The reason that Rambis is back with the Lakers is not only because the team lost its two most talented defenders in Howard and World Peace, but because it lost its two most defensive-minded assistant coaches in Chuck Person, whose contract was not renewed, and Steve Clifford, who became the head coach in Charlotte.
Rambis, who assumed a defensive coordinator-type role in the final two seasons of his last run with the Lakers when Phil Jackson was head coach, said that Mike D’Antoni isn’t giving him the same label.
“(D’Antoni) said that all assistant coaches will be involved in all areas in our initial conversation,” Rambis explained. “Not that we have etched everything in stone, but to come back as a defensive coordinator, you can talk to Mike about whether there’s going to be any sort of designation on that. By my understanding, there isn’t going to be, but he just kind of wants all of the gaps to be covered so everybody is responsible for working with players and being involved in practices and being involved with games. But to have myself associated with the defense, that means that area is going to be covered.”
The Lakers have had a precipitous decline on the defensive end. After they held the Boston Celtics to just 79 points on 40.8 percent shooting in their Game 7 win in the 2010 Finals, their last three playoff appearances have ended in ugly fashion. First the Dallas Mavericks shot a blistering 46.2 percent on 3-pointers during a four-game sweep in 2011, amid Andrew Bynum decrying the team’s “trust issues” on the defensive end. Then the Oklahoma City Thunder scored 100 or more in three of their four wins against L.A. in their 2012 second-round series. Finally, in last season's first-round sweep by San Antonio, the Spurs shot a combined 53.0 percent from the floor in Games 2-4 after figuring out the Lakers' D that held them to just 37.6 percent shooting in Game 1 of the series.
“They never got connected defensively,” Rambis said of the 2012-13 season.
Having a full training camp to implement a clear defensive system and teach the terminology that goes with it could go a long way toward building that connective tissue. And having players who want to be in L.A. should help as well.
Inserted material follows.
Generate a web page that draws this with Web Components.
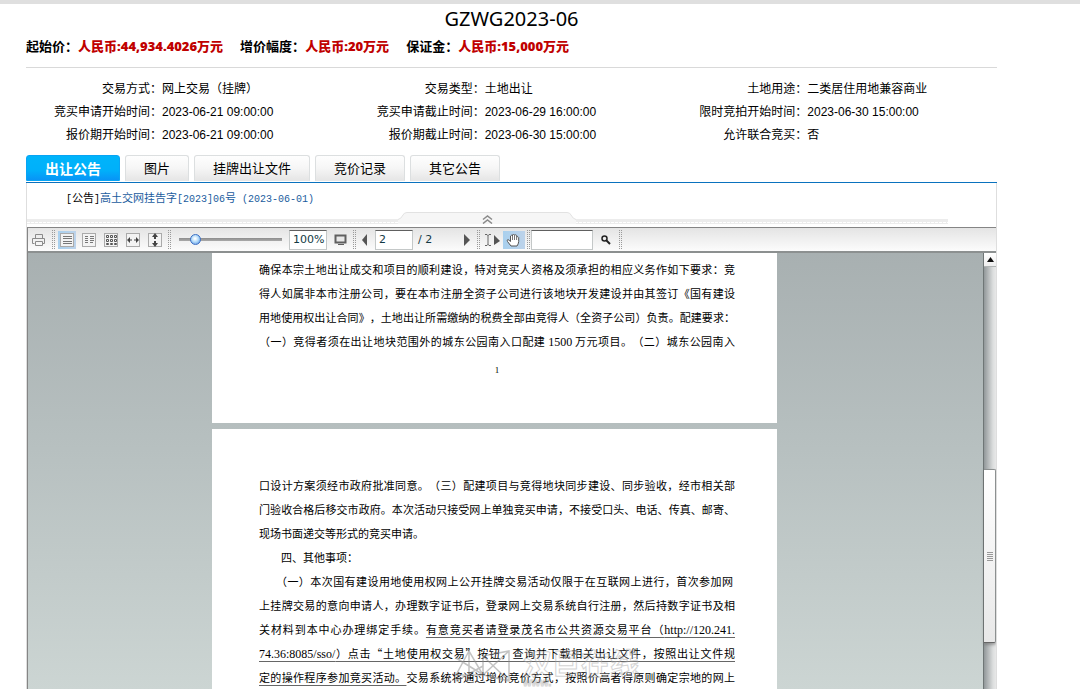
<!DOCTYPE html>
<html lang="zh-CN">
<head>
<meta charset="utf-8">
<title>GZWG2023-06</title>
<style>
html,body{margin:0;height:100%;background:#fff;color:#000;font-family:"Liberation Sans","Noto Sans CJK SC",sans-serif;font-size:12px}
</style>
</head>
<body>
<land-listing></land-listing>
<script>
const define = (name, css, html) => customElements.define(name, class extends HTMLElement {
  constructor() {
    super();
    const t = document.createElement('template');
    t.innerHTML = `<style>*{box-sizing:border-box}${css}</style>${html}`;
    this.attachShadow({mode: 'open'}).appendChild(t.content.cloneNode(true));
  }
});

define('price-item', `
:host{display:block;font:bold 13px/25px "Noto Sans","Noto Sans CJK SC",sans-serif}
b{color:#c00000}
`, `<slot name="label"></slot><b><slot></slot></b>`);

define('detail-row', `
:host{display:flex;line-height:23px;white-space:nowrap}
span{width:136px;flex:none;text-align:right;text-spacing-trim:space-all}
`, `<span><slot name="label"></slot></span><slot></slot>`);

define('tab-item', `
:host{display:block}
button{display:block;height:26px;padding:0 18px;border:1px solid #dcdfe0;border-bottom-color:#e6e6e6;border-radius:3px 3px 0 0;background:linear-gradient(#fefefe,#f6f6f6 50%,#e6e6e6);font:13px/20px "Noto Sans CJK SC",sans-serif;color:#000}
:host([active]) button{font-weight:bold;font-size:14px;color:#fff;border-color:#08a4f4;background:linear-gradient(#00b4fa,#00b0fa 60%,#0894f6)}
`, `<button type="button" role="tab"><slot></slot></button>`);

define('tool-button', `
:host{display:flex;width:22px;flex:none;justify-content:center}
:host([narrow]){width:16px}
button{display:flex;align-items:center;justify-content:center;width:100%;height:18px;padding:0;border:0;background:none}
:host([view]) button{width:18px}
:host([active]) button{background:linear-gradient(90deg,#a9d0ee,#bdd3ea)}
`, `<button type="button"><slot></slot></button>`);

define('tool-sep', `
:host{display:flex;justify-content:center;gap:1px;width:6px;height:20px;flex:none}
i{width:1px;background:repeating-linear-gradient(#9a9a9a 0 1px,transparent 1px 2px)}
`, `<i></i><i></i>`);

define('pdf-toolbar', `
:host{display:flex;align-items:center;height:26px;border-top:1px solid #858585;border-bottom:2px solid #8c9090;background:linear-gradient(#e4e4e4,#fcfcfc)}
input[type=text]{height:20px;border:1px solid #c4c8c8;border-top:1px solid #606060;background:#fff;padding:0 0 0 3px;font:11px "DejaVu Sans",sans-serif;color:#123944;border-radius:0;outline:0}
.zoom{width:38px;margin-left:7px;margin-right:2px}
.page{width:38px;margin-left:2px}
.count{font:11px/20px "DejaVu Sans",sans-serif;color:#123944;width:41px;margin-left:5px}
.find{width:62px;margin-left:0;margin-right:2px}
input[type=range]{appearance:none;width:103px;height:12px;margin:0 0 0 7px;background:linear-gradient(#8b8b8b,#aaa) center/100% 3px no-repeat}
input[type=range]::-webkit-slider-thumb{appearance:none;width:11px;height:11px;border-radius:50%;border:1px solid #3d6fc4;background:radial-gradient(circle at 45% 40%,#fff 5%,#b4dcfa 45%,#4b86dd)}
svg{display:block}
`, `
<tool-button><svg width="16" height="14" fill="none" stroke="#8a8a8a"><path d="M4.500 5V1.500h7V5M3.500 10.500h-2v-5h12v5h-2M4.500 8.500h7v4h-7z"/></svg></tool-button>
<tool-sep></tool-sep>
<tool-button view active><svg width="14" height="14"><rect x=".5" y=".5" width="13" height="13" fill="#f3f3f3" stroke="#aaa"/><path d="M3 3.500h9M3 5.500h9M3 8.500h9M3 10.500h9" stroke="#777"/></svg></tool-button>
<tool-button view><svg width="14" height="14"><rect x=".5" y=".5" width="13" height="13" fill="#f3f3f3" stroke="#aaa"/><path d="M3 3.500h3M3 5.500h3M3 7.500h3M3 9.500h3M8 3.500h4M8 5.500h4M8 7.500h4M8 9.500h3" stroke="#777"/></svg></tool-button>
<tool-button view><svg width="14" height="14"><rect x=".5" y=".5" width="13" height="13" fill="#f3f3f3" stroke="#aaa"/><path d="M2.500 2.500h2v2h-2zM6.500 2.500h2v2h-2zM10.500 2.500h2v2h-2zM2.500 6.500h2v2h-2zM6.500 6.500h2v2h-2zM10.500 6.500h2v2h-2zM2.500 10.500h2v1h-2zM6.500 10.500h2v1h-2zM10.500 10.500h2v1h-2z" fill="none" stroke="#555"/></svg></tool-button>
<tool-button view><svg width="14" height="14"><rect x=".5" y=".5" width="13" height="13" fill="#f3f3f3" stroke="#aaa"/><path d="M1 7l3-3v6zM13 7l-3-3v6zM4 6.500h2v1H4zM8 6.500h2v1H8z" fill="#444"/></svg></tool-button>
<tool-button view><svg width="14" height="14"><rect x=".5" y=".5" width="13" height="13" fill="#f3f3f3" stroke="#aaa"/><path d="M7 0l3 4H4zM7 14l3-4H4zM6 4h2v2H6zM6 8h2v2H6z" fill="#444"/></svg></tool-button>
<tool-sep></tool-sep>
<input type="range" min="0" max="100" value="12" aria-label="缩放">
<input class="zoom" type="text" value="100%" aria-label="缩放比例">
<tool-button><svg width="13" height="12"><path d="M1.500 1.500h10v7h-10z" fill="#e8e8e8" stroke="#606060" stroke-width="2"/><path d="M4 10.500h6" stroke="#606060"/></svg></tool-button>
<tool-sep></tool-sep>
<tool-button narrow><svg width="6" height="12"><path d="M5 0v12L0 6z" fill="#555"/></svg></tool-button>
<input class="page" type="text" value="2" aria-label="页码">
<span class="count">/ 2</span>
<tool-button narrow><svg width="6" height="12"><path d="M0 0v12l6-6z" fill="#555"/></svg></tool-button>
<tool-sep></tool-sep>
<tool-button><svg width="17" height="12"><path d="M1 .5h2l1 1 1-1h2M4 1v10M1 11.500h2l1-1 1 1h2" fill="none" stroke="#666"/><path d="M10 1l6 6-6 4z" fill="#555"/></svg></tool-button>
<tool-button active><svg width="16" height="14"><path d="M5 13L1.500 8.500Q.5 7 2 6.500L4.500 8.500V3Q5.500 1.500 6.500 3V2Q7.500 0 8.500 2V2.500Q9.800 1 10.700 2.500V4Q12 3 12.700 4.500V8.500Q12.500 11 11 13z" fill="#fff" stroke="#555"/><path d="M6.500 3v4M8.500 2v5M10.600 3v4" stroke="#777" fill="none"/></svg></tool-button>
<tool-sep></tool-sep>
<input class="find" type="text" aria-label="查找">
<tool-button><svg width="10" height="10"><circle cx="3.500" cy="3.500" r="2.500" fill="none" stroke="#222" stroke-width="1.500"/><path d="M5.500 5.500L9 9" stroke="#222" stroke-width="2"/></svg></tool-button>
<tool-sep></tool-sep>
`);

define('pdf-page', `
:host{display:block;position:relative;width:565px;flex:none;background:#fff;padding:0 42px 0 47px}
`, `<slot></slot>`);

define('water-mark', `
:host{display:flex;gap:12px;position:absolute;left:243px;top:219px;pointer-events:none;opacity:.5}
svg{display:block}
div{font:bold 29px/29px "Noto Sans CJK SC",sans-serif;color:#fff4;-webkit-text-stroke:1px #aaa}
small{display:block;font:bold 11px/11px "Liberation Sans",sans-serif}
`, `<svg width="56" height="36" fill="none" stroke="#888" stroke-width="1.500"><path d="M1 27L14 3l14 24zM14 3v30M1 10l26 16M28 8L54 3v30L28 27zM28 27L54 3M28 8l26 25M1 33l27-15"/></svg><div>汉巨在线<small>www.</small></div>`);

define('scroll-bar', `
:host{display:flex;flex-direction:column;width:13px;flex:none;border-left:1px solid #6f7676;background:linear-gradient(90deg,#92989a,#dcdede 75%,#e8e8e8)}
button{height:14px;flex:none;padding:0;border:0;border-bottom:1px solid #b0b4b4;background:linear-gradient(#fff,#eee);display:flex;align-items:center;justify-content:center}
i{flex:203 0 0}
i:last-child{flex-grow:46}
div{height:174px;flex:none;border:1px solid #8c9090;border-left:0;border-bottom-color:#666;border-radius:0 2px 2px 0;background:linear-gradient(#fff,#e8e8e8);display:flex;align-items:center;justify-content:center;box-shadow:0 2px 3px #6668}
`, `<button type="button" aria-label="向上滚动"><svg width="7" height="5"><path d="M3.500 0L7 5H0z" fill="#111"/></svg></button><i></i><div><svg width="6" height="9"><path d="M0 .5h6M0 2.500h6M0 4.500h6M0 6.500h6M0 8.500h6" stroke="#999"/></svg></div><i></i>`);

define('pdf-document', `
:host{display:flex;flex:1;min-height:0;overflow:hidden}
main{flex:1;min-width:0;display:flex;flex-direction:column;align-items:center;gap:6px;padding-right:22px;overflow:hidden;background:linear-gradient(#a8b0b1,#b7c0c0 45%,#ccd5d3)}
p{margin:0;font:11px/24px "Noto Sans CJK SC",sans-serif;text-align-last:justify;white-space:nowrap;text-spacing-trim:space-all}
.end{text-align-last:left}
.indent{padding-left:22px}
.inset{padding-left:17px;padding-right:2px}
.first{padding-top:4px;padding-bottom:45px}
.second{padding-top:44px;padding-bottom:120px}
.num{font:9px/16px "Liberation Serif",serif;text-align-last:center;margin-top:9px}
u{text-underline-offset:3px;text-decoration-thickness:1px;text-decoration-color:#666}
.la{font-family:"Liberation Serif",serif;font-size:12px;line-height:1}
`, `<main>
<pdf-page class="first">
<p>确保本宗土地出让成交和项目的顺利建设，特对竞买人资格及须承担的相应义务作如下要求：竞</p>
<p>得人如属非本市注册公司，要在本市注册全资子公司进行该地块开发建设并由其签订《国有建设</p>
<p>用地使用权出让合同》，土地出让所需缴纳的税费全部由竞得人（全资子公司）负责。配建要求：</p>
<p>（一）竞得者须在出让地块范围外的城东公园南入口配建 <span class="la">1500</span> 万元项目。（二）城东公园南入</p>
<p class="num">1</p>
</pdf-page>
<pdf-page class="second">
<p>口设计方案须经市政府批准同意。（三）配建项目与竞得地块同步建设、同步验收，经市相关部</p>
<p>门验收合格后移交市政府。本次活动只接受网上单独竞买申请，不接受口头、电话、传真、邮寄、</p>
<p class="end">现场书面递交等形式的竞买申请。</p>
<p class="end indent">四、其他事项：</p>
<p class="inset">（一）本次国有建设用地使用权网上公开挂牌交易活动仅限于在互联网上进行，首次参加网</p>
<p>上挂牌交易的意向申请人，办理数字证书后，登录网上交易系统自行注册，然后持数字证书及相</p>
<p>关材料到本中心办理绑定手续。<u>有意竞买者请登录茂名市公共资源交易平台（<span class="la">http://120.241.</span></u></p>
<p><u><span class="la">74.36:8085/sso/</span>）点击“土地使用权交易”按钮，查询并下载相关出让文件，按照出让文件规</u></p>
<p><u>定的操作程序参加竞买活动。</u>交易系统将通过增价竞价方式，按照价高者得原则确定宗地的网上</p>
<water-mark></water-mark>
</pdf-page>
</main><scroll-bar></scroll-bar>`);

define('collapse-handle', `
:host{display:grid;height:15px;padding-bottom:3px;align-items:end}
hr,button{grid-area:1/1}
hr{width:auto;height:5px;margin:0 48px 0 0;border:0;background:repeating-linear-gradient(90deg,#fff 0 3px,transparent 3px 4px) 0 3px/100% 1px no-repeat,#ececec;justify-self:stretch}
button{justify-self:center;margin-right:50px;padding:0;border:0;background:none;height:12px}
svg{display:block}
`, `<hr><button type="button" aria-label="收起"><svg width="178" height="12"><path d="M0 7.500Q3 7 5 3Q6 .5 9 .5H169Q172 .5 173 3Q175 7 178 7.500V12H0z" fill="#f6f6f6"/><path d="M0 7.500Q3 7 5 3Q6 .5 9 .5H169Q172 .5 173 3Q175 7 178 7.500" fill="none" stroke="#e2e2e2"/><path d="M85 7.500l4.500-3.500 4.500 3.500M85 11.500l4.500-3.500 4.500 3.500" fill="none" stroke="#8a8a8a" stroke-width="1.500"/></svg></button>`);

define('land-listing', `
:host{display:flex;flex-direction:column;height:100vh;overflow:hidden;border-top:4px solid #dfdfdf;box-sizing:border-box;padding:0 83px 0 26px}
h1{margin:0;text-align:center;font:20px/30px "Noto Sans",sans-serif}
.prices{display:flex;gap:17px;height:34px;border-bottom:1px solid #d9d9d9}
.details{display:grid;grid-template-columns:repeat(3,1fr);padding:10px 3px 8px 0}
nav{display:flex;gap:5px;padding-bottom:1px;border-bottom:1px solid #0a72be}
section{flex:1;min-height:0;display:flex;flex-direction:column;border:1px solid #dedede;border-width:0 1px}
.notice{font-size:11px;line-height:30px;height:29px;padding-left:39px;white-space:nowrap}
.notice code{font:10px/1 "Liberation Mono",monospace}
a{color:#1a5c9e;text-decoration:none}
.viewer{flex:1;min-height:0;display:flex;flex-direction:column;border-left:1px solid #858585}
`, `
<h1>GZWG2023-06</h1>
<div class="prices">
<price-item><span slot="label">起始价：</span>人民币:44,934.4026万元</price-item>
<price-item><span slot="label">增价幅度：</span>人民币:20万元</price-item>
<price-item><span slot="label">保证金：</span>人民币:15,000万元</price-item>
</div>
<div class="details">
<detail-row><span slot="label">交易方式：</span>网上交易（挂牌）</detail-row>
<detail-row><span slot="label">交易类型：</span>土地出让</detail-row>
<detail-row><span slot="label">土地用途：</span>二类居住用地兼容商业</detail-row>
<detail-row><span slot="label">竞买申请开始时间：</span>2023-06-21 09:00:00</detail-row>
<detail-row><span slot="label">竞买申请截止时间：</span>2023-06-29 16:00:00</detail-row>
<detail-row><span slot="label">限时竞拍开始时间：</span>2023-06-30 15:00:00</detail-row>
<detail-row><span slot="label">报价期开始时间：</span>2023-06-21 09:00:00</detail-row>
<detail-row><span slot="label">报价期截止时间：</span>2023-06-30 15:00:00</detail-row>
<detail-row><span slot="label">允许联合竞买：</span>否</detail-row>
</div>
<nav role="tablist"><tab-item active>出让公告</tab-item><tab-item>图片</tab-item><tab-item>挂牌出让文件</tab-item><tab-item>竞价记录</tab-item><tab-item>其它公告</tab-item></nav>
<section>
<div class="notice"><code>[</code>公告<code>]</code><a href="#">高土交网挂告字<code>[2023]06</code>号<code> (2023-06-01)</code></a></div>
<collapse-handle></collapse-handle>
<div class="viewer"><pdf-toolbar></pdf-toolbar><pdf-document></pdf-document></div>
</section>
`);
</script>
</body>
</html>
As much of a beast as Howard was at times last season, if teammates can sense a player isn’t fully buying in, their motivation to do the little things -- like talk on defense or give the extra effort on help-side defense -- can wane.
It’s hard to make a fist with a broken thumb.
And while attitude might not be as big of a concern for the Lakers next season, there are still challenges among the remaining personnel that L.A. must overcome. Just look at the starting backcourt. Steve Nash is coming off a broken leg that caused lingering nerve damage all season long. He's 39 and, even in his back-to-back MVP days, struggled to guard opposing point guards because of his pedestrian foot speed and relatively small frame. Kobe Bryant is coming off a torn Achilles injury and turns 35 next month. Not to mention that his defense has already started to drop off in recent seasons. His string of six straight seasons on the NBA’s All-Defensive 1st Team came to an end in 2011-12 when he received second-team honors and then failed to make either team in ’12-13.
Then there are the injury concerns linked to a big man rotation of Pau Gasol (missed 33 games last season), Jordan Hill (missed 53) and Chris Kaman (missed 16), not that they’re considered a trio of terrific defenders when healthy in the first place.
The Lakers did their best to mitigate the losses of Howard, World Peace and Earl Clark, another capable defender, by adding younger, quicker athletes in Nick Young, Jordan Farmar and Wesley Johnson, but one player can't be expected to be a difference-maker if the whole team isn’t on the same page.
“It’s very difficult to defend people 1-on-1 in this league,” Rambis said. “You need all five guys to really stop pick-and-rolls, to stop isolations, to stop the upper echelon offensive players in this league. It’s rare that you have the guys on your team that match up well enough that you can just leave them out there on an island and they can defend people by themselves. It just doesn’t work out that way. So, with youth, with athleticism, some speed and quickness and getting guys more organized defensively, we should be able to do a much better job at that end.”
There is certainly room for improvement.